Kimmelman raises the obvious objections to his own position, but he dismisses them simply by passing them by.
Americans, excepting Indians, may find this whole issue hard to grasp. We don’t tend to think in terms of American cultural patrimony, save perhaps for the Liberty Bell or the Brooklyn Bridge, because we’re an immigrant nation worshipful of the free market. Demanding the return of American art and artifacts to America sounds, well, un-American, not to mention bad for the bottom line.
Well, of course, American Indians are a very big exception. How does Kimmelman deal with them? He ignores them. Sound familiar? And really, just imagine the British Ambassador made off with the Liberty Bell or parts of the Brooklyn Bridge. Americans would have cultural patrimony coursing like a rain-swollen river through their veins. But in the case of the Acropolis, it was then under the rule of the Ottoman Empire, a Sultan of which, Elgin claimed, said of the marbles, “Sure, take ’em.” (Black Hills gold? Sure, take it.) And all is fair in love and empire, and we can’t litigate the past, we can barely litigate the present, which, by the way (wink, wink) will pretty soon be past.
Kimmelman argues
The effect of this vandalism on the education and enlightenment of people in all the various places where the dismembered works have landed has been in many ways democratizing.

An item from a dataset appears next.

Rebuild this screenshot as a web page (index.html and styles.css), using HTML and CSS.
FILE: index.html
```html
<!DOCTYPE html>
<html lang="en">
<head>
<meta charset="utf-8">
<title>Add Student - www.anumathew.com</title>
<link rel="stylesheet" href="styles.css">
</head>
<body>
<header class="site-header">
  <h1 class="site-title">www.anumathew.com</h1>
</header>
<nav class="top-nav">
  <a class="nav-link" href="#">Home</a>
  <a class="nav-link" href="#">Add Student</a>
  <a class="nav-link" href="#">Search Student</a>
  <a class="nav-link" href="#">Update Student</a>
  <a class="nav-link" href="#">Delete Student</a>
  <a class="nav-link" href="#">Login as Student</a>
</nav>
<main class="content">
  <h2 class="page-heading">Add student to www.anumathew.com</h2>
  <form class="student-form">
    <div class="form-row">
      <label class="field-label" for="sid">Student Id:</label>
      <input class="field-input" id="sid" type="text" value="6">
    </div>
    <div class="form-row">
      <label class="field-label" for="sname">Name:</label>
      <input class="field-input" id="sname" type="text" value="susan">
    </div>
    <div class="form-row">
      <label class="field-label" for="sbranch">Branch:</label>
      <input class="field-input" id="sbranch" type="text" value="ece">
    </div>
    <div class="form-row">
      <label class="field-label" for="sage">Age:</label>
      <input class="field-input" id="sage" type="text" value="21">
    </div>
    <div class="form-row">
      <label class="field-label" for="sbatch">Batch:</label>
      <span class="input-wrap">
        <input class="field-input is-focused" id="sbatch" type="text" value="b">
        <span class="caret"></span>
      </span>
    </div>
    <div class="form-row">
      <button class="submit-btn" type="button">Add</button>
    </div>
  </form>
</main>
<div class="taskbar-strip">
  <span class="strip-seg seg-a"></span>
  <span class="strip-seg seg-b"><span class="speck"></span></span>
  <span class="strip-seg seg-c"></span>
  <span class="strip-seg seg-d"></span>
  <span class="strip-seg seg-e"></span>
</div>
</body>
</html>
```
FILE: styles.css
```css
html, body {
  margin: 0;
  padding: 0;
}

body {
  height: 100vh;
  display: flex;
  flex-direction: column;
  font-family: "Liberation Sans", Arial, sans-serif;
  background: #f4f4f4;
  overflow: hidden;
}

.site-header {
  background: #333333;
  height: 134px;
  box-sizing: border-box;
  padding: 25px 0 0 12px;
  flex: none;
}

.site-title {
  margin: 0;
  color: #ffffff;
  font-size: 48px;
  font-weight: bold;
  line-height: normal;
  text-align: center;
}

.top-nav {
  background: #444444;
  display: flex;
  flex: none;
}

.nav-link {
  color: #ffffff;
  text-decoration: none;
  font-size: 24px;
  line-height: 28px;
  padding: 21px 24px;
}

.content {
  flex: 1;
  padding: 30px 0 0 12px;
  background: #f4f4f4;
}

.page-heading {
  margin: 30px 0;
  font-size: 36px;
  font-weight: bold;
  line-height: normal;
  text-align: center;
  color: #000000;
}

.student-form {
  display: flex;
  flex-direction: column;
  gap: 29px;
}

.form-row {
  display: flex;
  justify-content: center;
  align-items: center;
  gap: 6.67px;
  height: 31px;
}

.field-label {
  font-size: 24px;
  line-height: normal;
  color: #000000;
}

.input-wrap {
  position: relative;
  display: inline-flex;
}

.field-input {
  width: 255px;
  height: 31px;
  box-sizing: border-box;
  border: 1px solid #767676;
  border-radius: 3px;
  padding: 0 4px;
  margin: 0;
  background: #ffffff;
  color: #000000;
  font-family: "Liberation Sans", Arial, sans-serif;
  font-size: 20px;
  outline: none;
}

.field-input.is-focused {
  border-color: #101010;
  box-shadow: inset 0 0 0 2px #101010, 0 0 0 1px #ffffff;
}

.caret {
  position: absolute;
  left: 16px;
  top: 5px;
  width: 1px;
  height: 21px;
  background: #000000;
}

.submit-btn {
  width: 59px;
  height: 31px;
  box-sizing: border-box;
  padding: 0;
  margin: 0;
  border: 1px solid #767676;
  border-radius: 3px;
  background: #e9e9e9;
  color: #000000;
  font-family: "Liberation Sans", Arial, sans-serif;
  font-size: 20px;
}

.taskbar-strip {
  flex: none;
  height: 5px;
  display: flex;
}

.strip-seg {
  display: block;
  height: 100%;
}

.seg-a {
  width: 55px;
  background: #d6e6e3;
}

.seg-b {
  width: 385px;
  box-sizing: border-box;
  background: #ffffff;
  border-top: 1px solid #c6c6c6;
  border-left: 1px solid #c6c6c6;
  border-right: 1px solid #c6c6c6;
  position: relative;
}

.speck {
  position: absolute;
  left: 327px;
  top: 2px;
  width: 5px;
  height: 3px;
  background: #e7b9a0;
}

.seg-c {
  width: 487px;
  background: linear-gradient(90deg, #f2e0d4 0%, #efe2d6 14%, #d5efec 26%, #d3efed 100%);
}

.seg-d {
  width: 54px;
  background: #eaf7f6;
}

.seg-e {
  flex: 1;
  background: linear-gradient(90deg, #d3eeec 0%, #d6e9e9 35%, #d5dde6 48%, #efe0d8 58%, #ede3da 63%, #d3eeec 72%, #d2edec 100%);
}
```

That’s not an excuse for looting.
But that’s exactly what Kimmelman’s essay is, a long rationalization for looting: first, cultural discontinuity that renders the notion of “return” meaningless; second, the dissemination of the cultural gift of the marbles – made possible only by their removal from the Acropolis – has been, as John Berger argued about reproduction, not so much about theft -democratizing; and third
Art …. summons distinct feelings to those for whom it’s local, but ultimately belongs to everyone and to no one.
We’re all custodians of global culture for posterity.

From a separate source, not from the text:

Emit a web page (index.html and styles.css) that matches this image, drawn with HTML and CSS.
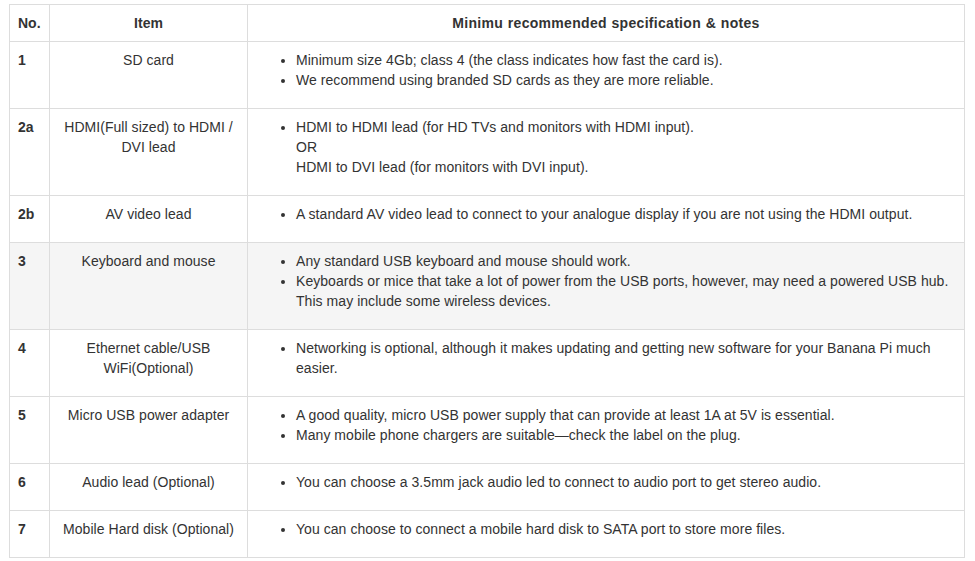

Neither today’s Greeks nor Britons own the Parthenon marbles, really.
Well, actually, no. A “custodian” is somebody responsible for holding or looking after valuable property on behalf of a company or another person. I am sure the Greeks will agree that the world’s culture “belongs” to all of us, but they think they are the proper custodians of the marbles no less than are Americans of the Liberty Bell or the Peruvians (more precisely, the Quechua) of the riches of Machu Picchu.

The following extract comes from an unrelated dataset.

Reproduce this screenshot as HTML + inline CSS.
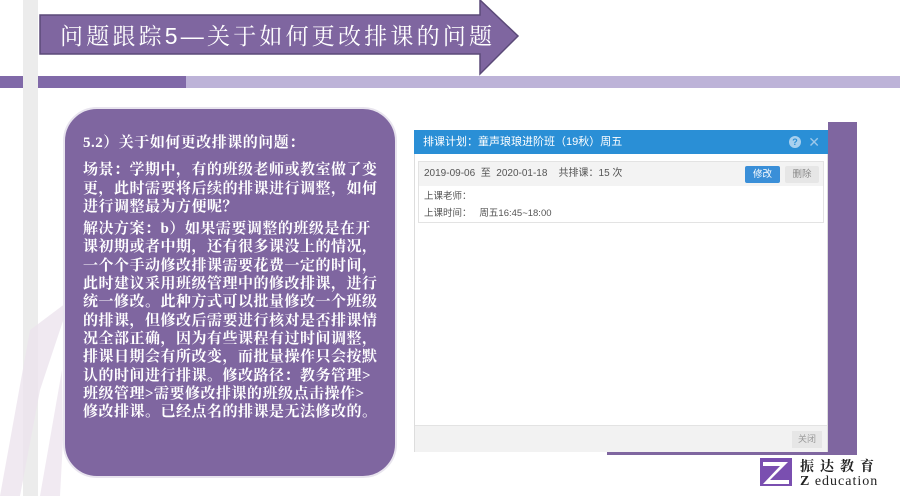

Not so deeply buried in Kimmelman’s brief for continued British possession, aided by disparagement of Greek interest in the Acropolis and of the new museum constructed on the Acropolis that would hold the marbles, is the notion that the British museum, and Britain, are culturally superior in their ability to do the marbles justice.
That’s the kind of argument of which we should already have had enough.
AJA
To my aesthetic, I don’t understand why these ancient sites, the Parthenon, the Colliseum, the Pyramids, the Sphinx, Stonehenge, Angkor Wat… are kept as ruins.
Restore them. Rebuild them. Make them as they were. Restore all the statuary as it was. Use traditional masonry methods if you’re inspired. Pay for it with public money — no problem to recoup that in additional tourism.
I can appreciate that there is some sabi spiritual sense to being in something ancient. But I don’t think that is dramatically enhanced by the place being in ruins as long as architectural care is taken.
If they did that, everyone could understand immediately that the Elgin marbles belong back in the Parthenon.